HarmoniDiff-RS: Training-Free Diffusion Harmonization for Satellite Image Composition
Pith reviewed 2026-05-10 03:32 UTC · model grok-4.3
The pith
A training-free diffusion framework harmonizes composite satellite images by aligning domains in latent space.
A machine-rendered reading of the paper's core claim, the machinery that carries it, and where it could break.
Core claim
HarmoniDiff-RS performs satellite image composition by applying a Latent Mean Shift operation to transfer radiometric characteristics between source and target domains, followed by a Timestep-wise Latent Fusion strategy that draws on early inverted latents for high harmonization and late latents for semantic consistency to produce candidate results, and finally selects the best output using a trained harmony classifier. The method is validated on the newly constructed RSIC-H benchmark containing 500 paired composition samples derived from fMoW, with experiments showing effective performance for remote-sensing synthesis and simulation tasks.
What carries the argument
The Timestep-wise Latent Fusion strategy, which combines early inverted latents for domain harmonization with late latents for content preservation, supported by Latent Mean Shift for radiometric alignment and a harmony classifier for final selection.
If this is right
- Composite satellite images become available for data augmentation without requiring domain-specific model retraining.
- Disaster simulation and urban planning tasks gain access to domain-consistent imagery generated on demand.
- The harmony classifier provides an automatic quality filter that scales with the number of generated candidates.
- Remote sensing workflows can synthesize training data across multiple source domains in a single pass.

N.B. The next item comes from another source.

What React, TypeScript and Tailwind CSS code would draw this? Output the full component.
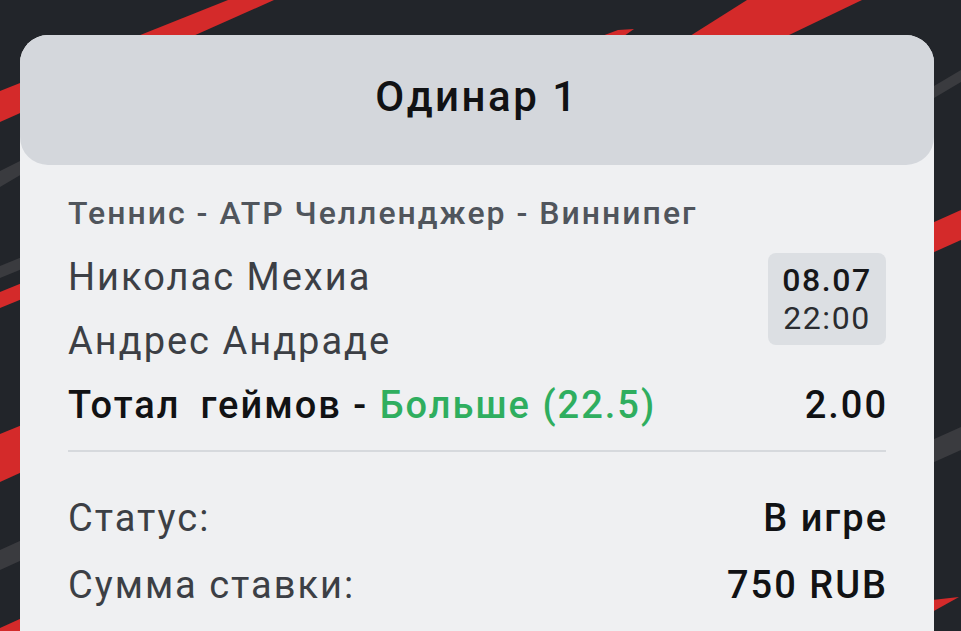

Where Pith is reading between the lines
- The latent fusion approach could extend to harmonizing non-satellite imagery if the early-to-late timestep principle holds in other diffusion setups.
- It might reduce reliance on large paired training sets for remote sensing models by enabling synthetic composite creation.
- Adapting the mean shift and fusion steps to handle temporal sequences could support video-based satellite applications.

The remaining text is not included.